I have something to share about delays used in SMP initialization.
The delays in cpu manuals are too long-lasting, modern CPUs manage to perform the init much faster than old CPUs. Shortening the delays on modern CPUs makes startup faster (boot but also resume from ACPI sleep states). There is also another speed-up approach, that the bootstrap CPU does not initialize all application cpus but only few of them and these activated AP CPUs activate other AP CPUs (principle similar to avalanche or nuclear chain reaction or branching tree)
I'm hypervisor developer for the past cca 10 years, this is somewhat similar to OS development. First versions of hypervisor were loaded from running OS, later I developed loading before OS (using UEFI / BIOS). So hypervisor is loaded first (this includes using UEFI MP protocols to start at AP CPUs or old good way by sending INIT-SIPI if UEFI fails) and this always ran flawlessly. Then OS is loaded which early initializes AP CPUs again, this ran again flawlessly e.g. at Fedora 22 (so this my experience is few years old). But later when testing Fedora 25 the OS ended up running single CPU, application CPUs failed to activate and I saw reported error messages during OS startup like "smpboot: do_boot_cpu failed(-1) to wakeup CPU#1" (which was something like 20 second delay for each AP CPU).
So I compared kernels used in the 2 versions and this important thing changed:
apic_icr_write(APIC_INT_LEVELTRIG | APIC_INT_ASSERT | APIC_DM_INIT, phys_apicid);
mdelay(10);
apic_icr_write(APIC_INT_LEVELTRIG | APIC_DM_INIT, phys_apicid);
apic_icr_write(APIC_INT_LEVELTRIG | APIC_INT_ASSERT | APIC_DM_INIT, phys_apicid);
udelay(init_udelay);
apic_icr_write(APIC_INT_LEVELTRIG | APIC_DM_INIT, phys_apicid);
and also this important code:
/*
* The Multiprocessor Specification 1.4 (1997) example code suggests
* that there should be a 10ms delay between the BSP asserting INIT
* and de-asserting INIT, when starting a remote processor.
* But that slows boot and resume on modern processors, which include
* many cores and don't require that delay.
*
* Cmdline "init_cpu_udelay=" is available to over-ride this delay.

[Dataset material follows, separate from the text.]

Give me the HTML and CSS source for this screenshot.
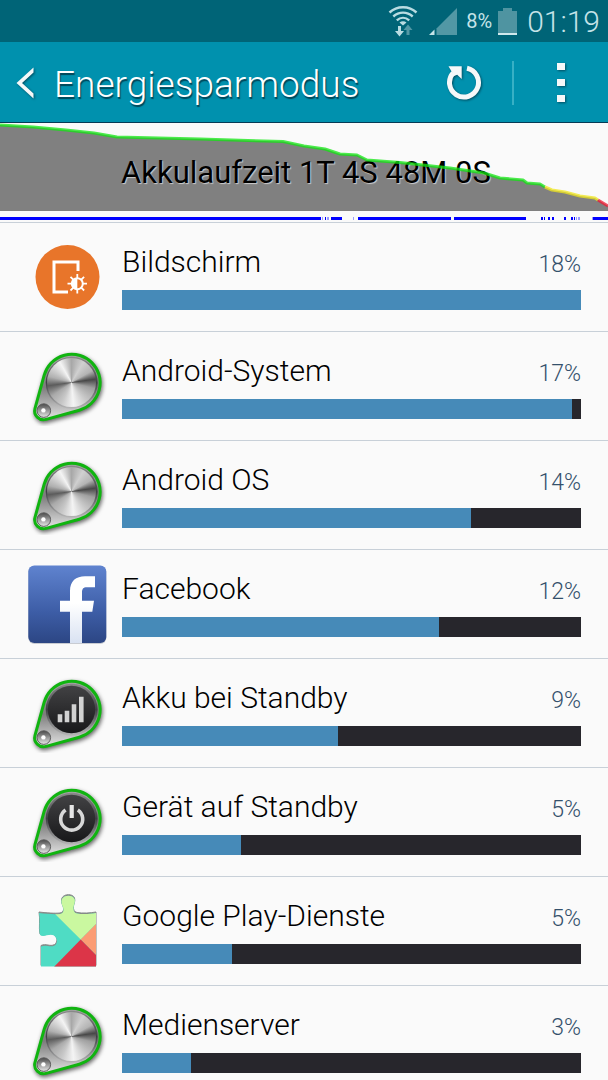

* Modern processor families are quirked to remove the delay entirely.
*/
#define UDELAY_10MS_DEFAULT 10000
static unsigned int init_udelay = UINT_MAX;
static int __init cpu_init_udelay(char *str)
{
get_option(&str, &init_udelay);
return 0;
}
early_param("cpu_init_udelay", cpu_init_udelay);
static void __init smp_quirk_init_udelay(void)
{
/* if cmdline changed it from default, leave it alone */
if (init_udelay != UINT_MAX)
return;
/* if modern processor, use no delay */
if (((boot_cpu_data.x86_vendor == X86_VENDOR_INTEL) && (boot_cpu_data.x86 == 6)) ||
((boot_cpu_data.x86_vendor == X86_VENDOR_AMD) && (boot_cpu_data.x86 >= 0xF))) {
init_udelay = 0;
return;
}
/* else, use legacy delay */
init_udelay = UDELAY_10MS_DEFAULT;
}
so the fixup was trivial - setting cpu_init_udelay=10 as a boot parameter
Even cpu_init_udelay=1 always worked at all testing PCs.
Setting cpu_init_udelay=0 again caused the legendary error message "smpboot: do_boot_cpu failed(-1) to wakeup CPU#1"
While cpu_init_udelay=0 ran flawlessly at baremetal, the CPU did not manage to process the INIT on time when running under virtualization as there was vm exit which slowed down finishing the initialization at AP CPUs so BSP CPU did not wait long enough and fired INIT deassert while the AP was still not finishing INIT assert. The INIT deassert was necessary at very old CPUs but still persists in CPU manuals and so in OS kernels.
So yes, there are possible improvements for modern CPUs which are much faster but improvements can cause some unexpected behavior in specific situations.
And also one old curiosity, which is not too much useful today, because it is suitable only for OS loaded in real mode by BIOS via MBR and is unsuitable for UEFI:
I saw an example where the SMP initialization was not done using INIT-SIPI, but using NMI. The INIT-SIPI is done by firmware in boot phase when counting CPUs and initializing them, excluding defective CPUs/cores or activating only CPUs enabled by user in setup menu (the info which is stored in CMOS or in NVRAM for UEFI with CSM). After this is done the BSP CPU puts AP CPUs usually into HLT state with interrupts disabled from which they could be woken up not only by INIT-SIPI but also by NMI.
So the activation of halted AP CPUs from real mode (that's why it is not suitable for UEFI) was by hooking interrupt 2 (#NMI) in realmode IDT and then sending #NMI from BSP CPU to AP CPUs using APIC ICR.